> **PROBLEM TO SOLVE**
The entries below should be transcribed in their entirety, exactly as written.

> **RECORDS TO PROCESS**
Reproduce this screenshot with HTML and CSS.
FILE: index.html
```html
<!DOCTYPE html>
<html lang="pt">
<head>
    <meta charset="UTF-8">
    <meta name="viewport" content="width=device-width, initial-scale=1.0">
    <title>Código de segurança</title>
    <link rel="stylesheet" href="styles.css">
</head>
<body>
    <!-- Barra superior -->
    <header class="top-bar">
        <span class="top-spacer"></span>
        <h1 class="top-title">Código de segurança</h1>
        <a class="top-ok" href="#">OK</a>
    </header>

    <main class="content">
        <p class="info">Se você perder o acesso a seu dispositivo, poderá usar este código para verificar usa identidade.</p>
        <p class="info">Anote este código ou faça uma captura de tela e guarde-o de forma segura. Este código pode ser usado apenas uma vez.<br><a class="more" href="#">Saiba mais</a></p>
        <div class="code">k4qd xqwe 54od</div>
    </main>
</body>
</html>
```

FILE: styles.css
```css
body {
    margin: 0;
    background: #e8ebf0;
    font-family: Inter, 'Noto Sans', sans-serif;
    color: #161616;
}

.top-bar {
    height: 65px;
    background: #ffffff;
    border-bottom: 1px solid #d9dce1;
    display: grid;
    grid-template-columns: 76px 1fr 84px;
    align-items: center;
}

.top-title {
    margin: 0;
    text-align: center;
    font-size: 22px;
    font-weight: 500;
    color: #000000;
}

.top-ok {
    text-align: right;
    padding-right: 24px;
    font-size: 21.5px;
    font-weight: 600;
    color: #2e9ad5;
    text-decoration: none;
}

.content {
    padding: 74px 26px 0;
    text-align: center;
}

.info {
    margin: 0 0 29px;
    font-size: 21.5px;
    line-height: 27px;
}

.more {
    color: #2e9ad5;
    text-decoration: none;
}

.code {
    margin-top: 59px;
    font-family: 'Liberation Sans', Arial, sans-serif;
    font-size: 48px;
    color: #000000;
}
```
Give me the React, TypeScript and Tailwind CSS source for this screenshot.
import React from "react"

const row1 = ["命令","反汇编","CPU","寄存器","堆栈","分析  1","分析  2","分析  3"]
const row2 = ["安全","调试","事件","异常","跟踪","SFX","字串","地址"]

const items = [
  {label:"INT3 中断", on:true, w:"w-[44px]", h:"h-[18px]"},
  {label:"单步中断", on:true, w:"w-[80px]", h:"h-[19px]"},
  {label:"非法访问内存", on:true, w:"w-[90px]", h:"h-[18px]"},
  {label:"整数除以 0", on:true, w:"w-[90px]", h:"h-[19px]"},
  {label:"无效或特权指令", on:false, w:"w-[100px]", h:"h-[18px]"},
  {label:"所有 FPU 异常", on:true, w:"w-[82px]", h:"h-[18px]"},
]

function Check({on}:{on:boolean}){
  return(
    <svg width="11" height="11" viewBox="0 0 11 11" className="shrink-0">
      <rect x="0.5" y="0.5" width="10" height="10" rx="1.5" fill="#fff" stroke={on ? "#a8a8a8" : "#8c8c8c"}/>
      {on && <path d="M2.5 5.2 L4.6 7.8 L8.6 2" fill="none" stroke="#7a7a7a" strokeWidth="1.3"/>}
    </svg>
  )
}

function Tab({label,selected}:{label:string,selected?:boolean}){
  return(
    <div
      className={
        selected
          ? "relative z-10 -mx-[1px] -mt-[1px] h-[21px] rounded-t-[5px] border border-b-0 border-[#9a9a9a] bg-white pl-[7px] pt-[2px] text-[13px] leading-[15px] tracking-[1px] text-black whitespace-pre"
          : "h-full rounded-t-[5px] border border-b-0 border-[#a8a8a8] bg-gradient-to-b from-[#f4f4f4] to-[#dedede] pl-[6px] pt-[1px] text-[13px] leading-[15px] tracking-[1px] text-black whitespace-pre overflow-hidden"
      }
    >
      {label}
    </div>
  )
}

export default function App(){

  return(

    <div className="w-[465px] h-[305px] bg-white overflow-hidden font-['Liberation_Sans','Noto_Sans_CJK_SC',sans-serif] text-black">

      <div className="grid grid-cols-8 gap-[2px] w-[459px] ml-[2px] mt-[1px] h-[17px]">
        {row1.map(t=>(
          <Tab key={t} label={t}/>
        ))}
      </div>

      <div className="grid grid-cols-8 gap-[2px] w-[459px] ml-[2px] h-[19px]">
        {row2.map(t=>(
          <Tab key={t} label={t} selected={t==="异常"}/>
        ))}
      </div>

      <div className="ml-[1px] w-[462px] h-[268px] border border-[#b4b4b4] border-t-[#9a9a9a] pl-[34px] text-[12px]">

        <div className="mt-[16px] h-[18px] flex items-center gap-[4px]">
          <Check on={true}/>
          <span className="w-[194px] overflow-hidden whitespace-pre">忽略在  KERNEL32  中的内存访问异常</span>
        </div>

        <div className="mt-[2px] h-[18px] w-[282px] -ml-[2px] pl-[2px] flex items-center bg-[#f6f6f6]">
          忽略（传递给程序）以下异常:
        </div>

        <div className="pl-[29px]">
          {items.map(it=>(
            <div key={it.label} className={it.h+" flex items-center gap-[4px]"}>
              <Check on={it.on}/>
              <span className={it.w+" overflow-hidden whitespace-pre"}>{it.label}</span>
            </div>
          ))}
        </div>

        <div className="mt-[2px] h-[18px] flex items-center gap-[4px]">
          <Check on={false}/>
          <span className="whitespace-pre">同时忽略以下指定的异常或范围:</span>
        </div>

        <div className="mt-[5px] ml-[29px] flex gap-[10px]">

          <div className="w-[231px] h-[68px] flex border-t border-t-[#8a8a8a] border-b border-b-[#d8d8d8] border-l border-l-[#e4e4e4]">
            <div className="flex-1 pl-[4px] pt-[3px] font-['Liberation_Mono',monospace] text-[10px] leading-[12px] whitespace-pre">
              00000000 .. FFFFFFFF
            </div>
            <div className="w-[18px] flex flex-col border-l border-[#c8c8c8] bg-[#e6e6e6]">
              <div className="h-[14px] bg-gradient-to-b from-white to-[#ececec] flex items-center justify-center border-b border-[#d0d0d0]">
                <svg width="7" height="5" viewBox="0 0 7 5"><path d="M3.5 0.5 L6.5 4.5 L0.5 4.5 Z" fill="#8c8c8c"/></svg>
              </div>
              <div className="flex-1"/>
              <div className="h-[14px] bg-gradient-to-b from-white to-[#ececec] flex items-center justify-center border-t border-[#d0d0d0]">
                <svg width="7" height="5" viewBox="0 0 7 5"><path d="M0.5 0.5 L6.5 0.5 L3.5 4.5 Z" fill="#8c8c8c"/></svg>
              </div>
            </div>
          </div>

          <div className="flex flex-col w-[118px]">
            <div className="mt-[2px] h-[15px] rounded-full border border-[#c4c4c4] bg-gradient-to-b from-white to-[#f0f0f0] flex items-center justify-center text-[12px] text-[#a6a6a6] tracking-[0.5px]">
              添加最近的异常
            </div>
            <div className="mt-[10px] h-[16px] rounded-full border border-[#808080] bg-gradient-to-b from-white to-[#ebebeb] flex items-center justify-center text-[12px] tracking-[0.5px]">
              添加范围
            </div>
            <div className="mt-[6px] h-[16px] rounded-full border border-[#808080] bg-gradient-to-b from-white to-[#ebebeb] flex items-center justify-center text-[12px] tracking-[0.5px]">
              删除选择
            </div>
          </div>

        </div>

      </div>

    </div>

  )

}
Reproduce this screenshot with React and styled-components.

> **EXERCISE RESPONSE**
Reproduce this screenshot with HTML and CSS.
FILE: index.html
```html
<!DOCTYPE html>
<html lang="pt">
<head>
    <meta charset="UTF-8">
    <meta name="viewport" content="width=device-width, initial-scale=1.0">
    <title>Código de segurança</title>
    <link rel="stylesheet" href="styles.css">
</head>
<body>
    <!-- Barra superior -->
    <header class="top-bar">
        <span class="top-spacer"></span>
        <h1 class="top-title">Código de segurança</h1>
        <a class="top-ok" href="#">OK</a>
    </header>

    <main class="content">
        <p class="info">Se você perder o acesso a seu dispositivo, poderá usar este código para verificar usa identidade.</p>
        <p class="info">Anote este código ou faça uma captura de tela e guarde-o de forma segura. Este código pode ser usado apenas uma vez.<br><a class="more" href="#">Saiba mais</a></p>
        <div class="code">k4qd xqwe 54od</div>
    </main>
</body>
</html>
```

FILE: styles.css
```css
body {
    margin: 0;
    background: #e8ebf0;
    font-family: Inter, 'Noto Sans', sans-serif;
    color: #161616;
}

.top-bar {
    height: 65px;
    background: #ffffff;
    border-bottom: 1px solid #d9dce1;
    display: grid;
    grid-template-columns: 76px 1fr 84px;
    align-items: center;
}

.top-title {
    margin: 0;
    text-align: center;
    font-size: 22px;
    font-weight: 500;
    color: #000000;
}

.top-ok {
    text-align: right;
    padding-right: 24px;
    font-size: 21.5px;
    font-weight: 600;
    color: #2e9ad5;
    text-decoration: none;
}

.content {
    padding: 74px 26px 0;
    text-align: center;
}

.info {
    margin: 0 0 29px;
    font-size: 21.5px;
    line-height: 27px;
}

.more {
    color: #2e9ad5;
    text-decoration: none;
}

.code {
    margin-top: 59px;
    font-family: 'Liberation Sans', Arial, sans-serif;
    font-size: 48px;
    color: #000000;
}
```
Give me the React, TypeScript and Tailwind CSS source for this screenshot.
import React from "react"

const row1 = ["命令","反汇编","CPU","寄存器","堆栈","分析  1","分析  2","分析  3"]
const row2 = ["安全","调试","事件","异常","跟踪","SFX","字串","地址"]

const items = [
  {label:"INT3 中断", on:true, w:"w-[44px]", h:"h-[18px]"},
  {label:"单步中断", on:true, w:"w-[80px]", h:"h-[19px]"},
  {label:"非法访问内存", on:true, w:"w-[90px]", h:"h-[18px]"},
  {label:"整数除以 0", on:true, w:"w-[90px]", h:"h-[19px]"},
  {label:"无效或特权指令", on:false, w:"w-[100px]", h:"h-[18px]"},
  {label:"所有 FPU 异常", on:true, w:"w-[82px]", h:"h-[18px]"},
]

function Check({on}:{on:boolean}){
  return(
    <svg width="11" height="11" viewBox="0 0 11 11" className="shrink-0">
      <rect x="0.5" y="0.5" width="10" height="10" rx="1.5" fill="#fff" stroke={on ? "#a8a8a8" : "#8c8c8c"}/>
      {on && <path d="M2.5 5.2 L4.6 7.8 L8.6 2" fill="none" stroke="#7a7a7a" strokeWidth="1.3"/>}
    </svg>
  )
}

function Tab({label,selected}:{label:string,selected?:boolean}){
  return(
    <div
      className={
        selected
          ? "relative z-10 -mx-[1px] -mt-[1px] h-[21px] rounded-t-[5px] border border-b-0 border-[#9a9a9a] bg-white pl-[7px] pt-[2px] text-[13px] leading-[15px] tracking-[1px] text-black whitespace-pre"
          : "h-full rounded-t-[5px] border border-b-0 border-[#a8a8a8] bg-gradient-to-b from-[#f4f4f4] to-[#dedede] pl-[6px] pt-[1px] text-[13px] leading-[15px] tracking-[1px] text-black whitespace-pre overflow-hidden"
      }
    >
      {label}
    </div>
  )
}

export default function App(){

  return(

    <div className="w-[465px] h-[305px] bg-white overflow-hidden font-['Liberation_Sans','Noto_Sans_CJK_SC',sans-serif] text-black">

      <div className="grid grid-cols-8 gap-[2px] w-[459px] ml-[2px] mt-[1px] h-[17px]">
        {row1.map(t=>(
          <Tab key={t} label={t}/>
        ))}
      </div>

      <div className="grid grid-cols-8 gap-[2px] w-[459px] ml-[2px] h-[19px]">
        {row2.map(t=>(
          <Tab key={t} label={t} selected={t==="异常"}/>
        ))}
      </div>

      <div className="ml-[1px] w-[462px] h-[268px] border border-[#b4b4b4] border-t-[#9a9a9a] pl-[34px] text-[12px]">

        <div className="mt-[16px] h-[18px] flex items-center gap-[4px]">
          <Check on={true}/>
          <span className="w-[194px] overflow-hidden whitespace-pre">忽略在  KERNEL32  中的内存访问异常</span>
        </div>

        <div className="mt-[2px] h-[18px] w-[282px] -ml-[2px] pl-[2px] flex items-center bg-[#f6f6f6]">
          忽略（传递给程序）以下异常:
        </div>

        <div className="pl-[29px]">
          {items.map(it=>(
            <div key={it.label} className={it.h+" flex items-center gap-[4px]"}>
              <Check on={it.on}/>
              <span className={it.w+" overflow-hidden whitespace-pre"}>{it.label}</span>
            </div>
          ))}
        </div>

        <div className="mt-[2px] h-[18px] flex items-center gap-[4px]">
          <Check on={false}/>
          <span className="whitespace-pre">同时忽略以下指定的异常或范围:</span>
        </div>

        <div className="mt-[5px] ml-[29px] flex gap-[10px]">

          <div className="w-[231px] h-[68px] flex border-t border-t-[#8a8a8a] border-b border-b-[#d8d8d8] border-l border-l-[#e4e4e4]">
            <div className="flex-1 pl-[4px] pt-[3px] font-['Liberation_Mono',monospace] text-[10px] leading-[12px] whitespace-pre">
              00000000 .. FFFFFFFF
            </div>
            <div className="w-[18px] flex flex-col border-l border-[#c8c8c8] bg-[#e6e6e6]">
              <div className="h-[14px] bg-gradient-to-b from-white to-[#ececec] flex items-center justify-center border-b border-[#d0d0d0]">
                <svg width="7" height="5" viewBox="0 0 7 5"><path d="M3.5 0.5 L6.5 4.5 L0.5 4.5 Z" fill="#8c8c8c"/></svg>
              </div>
              <div className="flex-1"/>
              <div className="h-[14px] bg-gradient-to-b from-white to-[#ececec] flex items-center justify-center border-t border-[#d0d0d0]">
                <svg width="7" height="5" viewBox="0 0 7 5"><path d="M0.5 0.5 L6.5 0.5 L3.5 4.5 Z" fill="#8c8c8c"/></svg>
              </div>
            </div>
          </div>

          <div className="flex flex-col w-[118px]">
            <div className="mt-[2px] h-[15px] rounded-full border border-[#c4c4c4] bg-gradient-to-b from-white to-[#f0f0f0] flex items-center justify-center text-[12px] text-[#a6a6a6] tracking-[0.5px]">
              添加最近的异常
            </div>
            <div className="mt-[10px] h-[16px] rounded-full border border-[#808080] bg-gradient-to-b from-white to-[#ebebeb] flex items-center justify-center text-[12px] tracking-[0.5px]">
              添加范围
            </div>
            <div className="mt-[6px] h-[16px] rounded-full border border-[#808080] bg-gradient-to-b from-white to-[#ebebeb] flex items-center justify-center text-[12px] tracking-[0.5px]">
              删除选择
            </div>
          </div>

        </div>

      </div>

    </div>

  )

}
Reproduce this screenshot with React and styled-components.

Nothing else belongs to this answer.